APRO approaches this problem by treating truth as a process rather than a single input. Instead of relying on one source, information is gathered from multiple places. That data is then standardized so it can be compared, checked, and challenged. Only after passing through validation does it reach the chain in a form that smart contracts can use. The goal is not perfection, but resilience.

This design becomes more relevant as applications get more complex. Some on-chain systems need continuous data updates to manage risk in real time. Others only need information at the moment a transaction is about to execute and prefer not to pay for constant noise. APRO supports both push-based and request-based delivery models, which gives builders flexibility from the start. That choice affects cost, latency, and how much complexity a protocol has to manage.

Where APRO really differentiates itself is in how it treats unstructured data. Markets move on headlines and reports long before they move on final numbers. If an oracle only delivers numeric feeds, entire categories of applications are left guessing. APRO is built around the idea that modern models can help extract structured meaning from text, but that interpretation still needs verification. The system is designed so outputs are accountable, not blindly trusted.

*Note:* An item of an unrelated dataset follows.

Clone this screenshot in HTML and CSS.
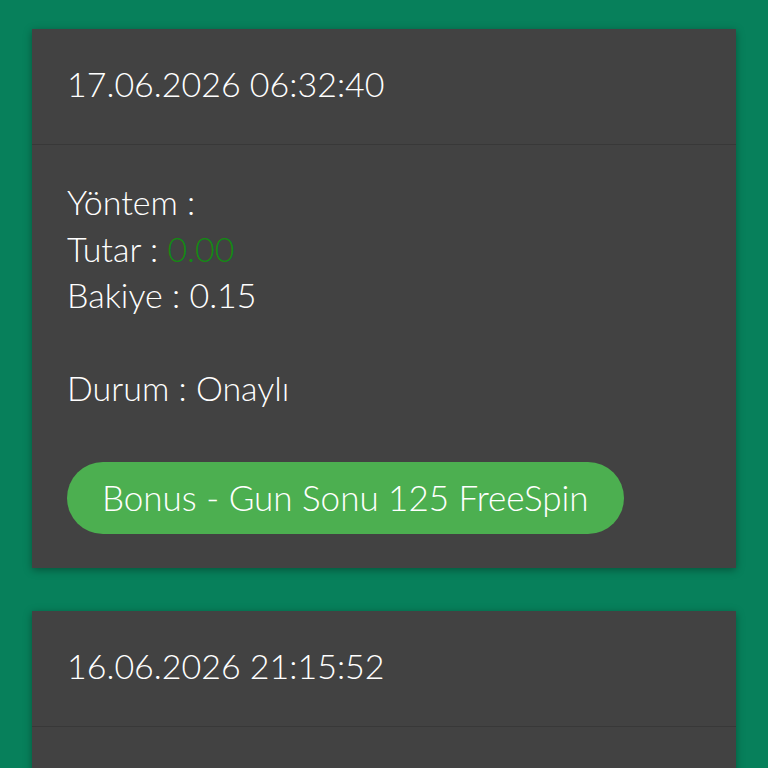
FILE: index.html
```html
<!DOCTYPE html>
<html lang="tr">
<head>
<meta charset="utf-8">
<link rel="stylesheet" href="styles.css">
</head>
<body>
<div class="list">
  <div class="card">
    <div class="card-head">17.06.2026 06:32:40</div>
    <div class="card-body">
      <div class="line">Yöntem : </div>
      <div class="line">Tutar : <span class="amount">0.00</span></div>
      <div class="line">Bakiye : 0.15</div>
      <div class="line blank"></div>
      <div class="line">Durum : Onaylı</div>
      <div class="actions"><span class="badge">Bonus - Gun Sonu 125 FreeSpin</span></div>
    </div>
  </div>
  <div class="card">
    <div class="card-head">16.06.2026 21:15:52</div>
    <div class="card-body card-body-more"></div>
  </div>
</div>
</body>
</html>
```
FILE: styles.css
```css
html, body {
  margin: 0;
  padding: 0;
  background: #07805b;
  font-family: "Lato", "Noto Sans", sans-serif;
  font-weight: 300;
  color: #ffffff;
}
.list {
  padding: 29px 32px 0;
  display: flex;
  flex-direction: column;
  gap: 43px;
}
.card {
  background: #424242;
  box-shadow: 0 2px 8px rgba(0, 0, 0, 0.35);
}
.card-head {
  height: 116px;
  box-sizing: border-box;
  display: flex;
  align-items: center;
  padding: 0 35px 6px;
  font-size: 34px;
  border-bottom: 1px solid #383838;
}
.card-body {
  padding: 34px 35px 34px;
  font-size: 34px;
  line-height: 46.5px;
}
.card-body-more {
  min-height: 120px;
}
.line.blank {
  height: 46.5px;
}
.amount {
  color: #138a13;
}
.actions {
  margin-top: 50px;
  line-height: 1;
}
.badge {
  display: inline-flex;
  align-items: center;
  height: 72px;
  padding: 0 35px;
  border-radius: 36px;
  background: #4caf50;
  font-size: 35px;
}
```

This matters most in proof-based use cases. Reserve claims, collateral backing, and asset disclosures are only useful if they can be checked over time. A single PDF uploaded once is not verification. What matters is consistency, traceability, and the ability to detect changes or omissions. APRO treats verification as an ongoing process rather than a one-off statement, which aligns better with how risk is actually managed.

Prediction markets and event-driven applications highlight the same issue from a different angle. The challenge is not locking funds or creating markets. The challenge is resolution. Users will only trust a market if outcomes are resolved transparently and fairly. Pulling from multiple sources and standardizing how results are finalized reduces reliance on any single authority. APRO’s architecture is naturally aligned with that need.

Another area where this becomes critical is autonomous agents. As agents begin to trade, rebalance, and execute strategies on their own, bad data becomes a systemic risk. An agent does not question a signal. It acts on it. An oracle that can provide structured outputs along with confidence and context acts as a safety layer, reducing the chance of cascading errors.

Recent developments around APRO in late 2025 point toward broader data coverage and stronger security assumptions rather than short-term expansion for marketing. There is also growing attention on real-time event feeds, including publicly verifiable domains like sports and outcomes. These environments are fast, visible, and unforgiving, which makes them useful proving grounds for oracle reliability.

From a network perspective, the AT token matters only if it reinforces correct behavior. In oracle systems, incentives are not optional. They are the enforcement layer. Staking, participation, and governance only have value if honest work is rewarded and dishonest behavior is penalized in ways that are hard to bypass. Over time, the signal to watch is not price, but whether participation grows alongside accountability.

When APRO is explained through real pain points, it sounds less like marketing and more like infrastructure. Liquidations triggered by stale data. Settlement disputes in prediction markets. Reserve claims that cannot be verified. Agents acting on incomplete context. These are not hypothetical problems. They already exist, and they get worse as automation increases.

The long-term future of oracles is not about serving more chains or publishing more feeds. It is about delivering higher-quality truth. That means handling multiple data types, tracing sources, resolving conflicts, and making outputs auditable enough that builders can rely on them under stress. APRO is positioning itself at that intersection, where verification meets usability.

If that vision succeeds, APRO will not be loud. It will be chosen quietly by teams that cannot afford uncertainty. And in infrastructure, that is usually where the most durable value is built.